An Addendum to Burning Your Lists
I’ve gotten quite a few ‘outside of the wordcast world’ comments on this post - so I want to have and addendum to make a few things clearer. I’d like to restate my first point by adding a positive:
- Burn your lists AND listen to your friends: If you have close friends who are walking with God, you really don’t need a list. They will give you the list in their feedback, comments, probing questions, etc. The people who know you best will know whether your ’special friend’ is someone who will challenge you, is compatible, etc. Friends are great, lists aren’t. Friends make you mad because they tell you the truth - lists smile at you and reassure you of things about yourself that may not be true.
Also: If you absolutely MUST have list just keep it about values, NOT about personality, physical type, etc. - and like I said, ‘fiery christian’ covers 80% of the territory already.
Burning Your Lists
Got into a lively debate/conversation with a dear (female) friend of mine yesterday over questions of dating in our sphere around here. Basically, I mentioned that I feel many people (usually on the female side of things) get a little too intense about dating a little too quickly - and that ‘lightening’ up a little would make life a more enjoyable for all.

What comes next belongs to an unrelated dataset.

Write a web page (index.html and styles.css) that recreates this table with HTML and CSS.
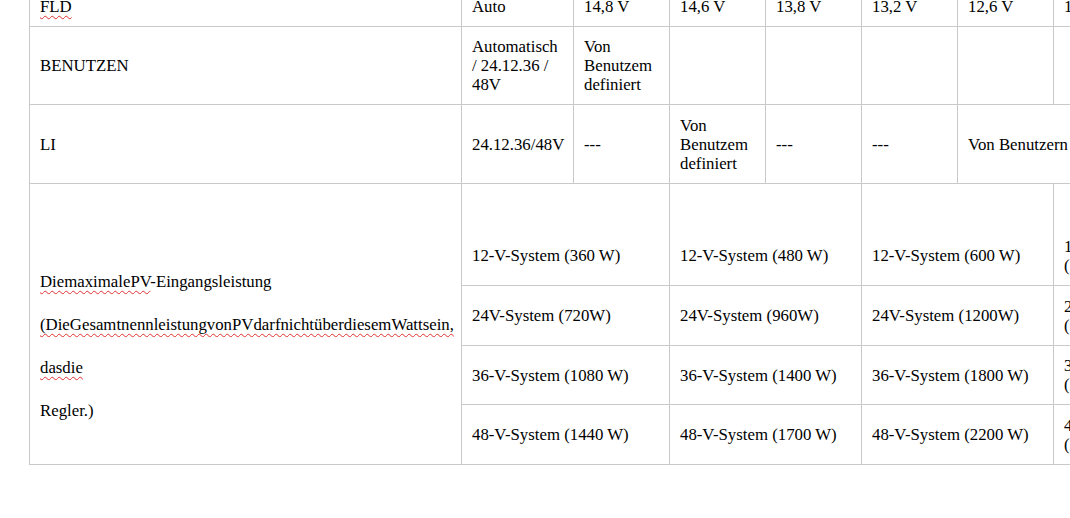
FILE: index.html
```html
<!DOCTYPE html>
<html lang="de">
<head>
<meta charset="utf-8">
<title>Tabelle</title>
<link rel="stylesheet" href="styles.css">
</head>
<body>
<div class="page">
<table class="spec">
  <colgroup>
    <col class="c-label">
    <col class="c-2">
    <col class="c-n">
    <col class="c-n">
    <col class="c-n">
    <col class="c-n">
    <col class="c-n">
    <col class="c-last">
  </colgroup>
  <tr class="r1">
    <td><span class="sp">FLD</span></td>
    <td>Auto</td>
    <td>14,8 V</td>
    <td>14,6 V</td>
    <td>13,8 V</td>
    <td>13,2 V</td>
    <td>12,6 V</td>
    <td>12,0 V</td>
  </tr>
  <tr class="r2">
    <td>BENUTZEN</td>
    <td>Automatisch / 24.12.36 / 48V</td>
    <td>Von Benutzem definiert</td>
    <td></td>
    <td></td>
    <td></td>
    <td></td>
    <td></td>
  </tr>
  <tr class="r3">
    <td>LI</td>
    <td class="nw">24.12.36/48V</td>
    <td>---</td>
    <td>Von Benutzem definiert</td>
    <td>---</td>
    <td>---</td>
    <td colspan="2" class="nw">Von Benutzern definiert</td>
  </tr>
  <tr class="r4">
    <td rowspan="4" class="desc">
      <p><span class="sp">DiemaximalePV</span>-Eingangsleistung</p>
      <p><span class="sp">(DieGesamtnennleistungvonPVdarfnichtüberdiesemWattsein,</span></p>
      <p><span class="sp">dasdie</span></p>
      <p>Regler.)</p>
    </td>
    <td colspan="2" class="lift">12-V-System (360 W)</td>
    <td colspan="2" class="lift">12-V-System (480 W)</td>
    <td colspan="2" class="lift">12-V-System (600 W)</td>
    <td class="lift">12-V-System (720 W)</td>
  </tr>
  <tr class="r5">
    <td colspan="2">24V-System (720W)</td>
    <td colspan="2">24V-System (960W)</td>
    <td colspan="2">24V-System (1200W)</td>
    <td>24V-System (1440W)</td>
  </tr>
  <tr class="r6">
    <td colspan="2">36-V-System (1080 W)</td>
    <td colspan="2">36-V-System (1400 W)</td>
    <td colspan="2">36-V-System (1800 W)</td>
    <td>36-V-System (2160 W)</td>
  </tr>
  <tr class="r7">
    <td colspan="2">48-V-System (1440 W)</td>
    <td colspan="2">48-V-System (1700 W)</td>
    <td colspan="2">48-V-System (2200 W)</td>
    <td>48-V-System (2880 W)</td>
  </tr>
</table>
</div>
</body>
</html>
```
FILE: styles.css
```css
html, body {
  margin: 0;
  padding: 0;
  background: #ffffff;
  overflow: hidden;
}
body {
  width: 1070px;
  height: 518px;
  font-family: "Liberation Serif", "Times New Roman", serif;
  font-size: 16.8px;
  color: #000000;
}
.page {
  padding-left: 29px;
}
.spec {
  border-collapse: collapse;
  table-layout: fixed;
  width: 1142px;
  margin-top: -14px;
}
.c-label { width: 432px; }
.c-2 { width: 112px; }
.c-n { width: 96px; }
.c-last { width: 118px; }
.spec td {
  border: 1px solid #c9c9c9;
  padding: 0 10px 0 10px;
  vertical-align: middle;
  line-height: 19px;
}
.r1 { height: 40px; }
.r2 { height: 78px; }
.r3 { height: 79px; }
.r4 { height: 102px; }
.r5 { height: 60px; }
.r6 { height: 59px; }
.r7 { height: 60px; }
.nw { white-space: nowrap; overflow: hidden; }
.spec td.lift { padding-top: 42px; }
.spec td.desc {
  padding-top: 43px;
}
.desc p {
  margin: 0 0 24px;
  white-space: nowrap;
}
.desc p:last-child { margin-bottom: 0; }
.sp {
  text-decoration: underline wavy #e03030;
  text-decoration-thickness: 1px;
  text-underline-offset: 3px;
  text-decoration-skip-ink: none;
}
```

She begged to differ on several of my points, but I feel we came to some consensus on a few things that may be helpful for the singles out there reading this. Though I’m intensely opposed to imposing ‘rules’ for relationships and dating (never a helpful solution when dealing with the mystery of a man and a maiden, see Proverbs 30:18-19) here are our conclusions.
- Burn your lists: Whatever little ‘list’ you have of the perfect mate - yeah, that one tucked away in a journal, scrawled somewhere away from prying eyes - pull it out and burn it…or shred it…why? Because it is fantasy. It’s birthed outside of reality and far afield from the bumps and bruises of actual relationships. I’m not saying you can’t have a few qualities you prefer (I’d say…two outside of them being saved and fiery for God).
- Let Friendship Lead You: Put yourself in contexts where friendship can emerge - ways to serve so you get to know that special someone. Instead of building a ‘romantic fantasy’ apart from community, create a friendship within the community. Pray together, work together, serve together. Have a relationship that can weather the mundane and isn’t an attempt to replay some lame romantic comedy.
- Men- GET CREATIVE: C’mon dudes. Yes, you asked like, six girls out for ‘coffee’ and they all said no. Maybe that’s because coffee is kind of…well, BORING! Try thinking outside the box. Have a barbecue at the park and invite 15 people (including the only one you really care if they show up). Plan a day trip to St. Louis with yourself and three or four of your ‘friends’. Create a fun, safe, context where you can get to know her.
- Women - CHILL OUT: You don’t really need to know if he is the “one” after the first time you hang out with him. Get your friends opinions, give him a second chance if he was bumbling and awkward before the stunning beauty that stood before him. And hey, every now and then - go out for coffee with someone.
That’s my story. Thoughts?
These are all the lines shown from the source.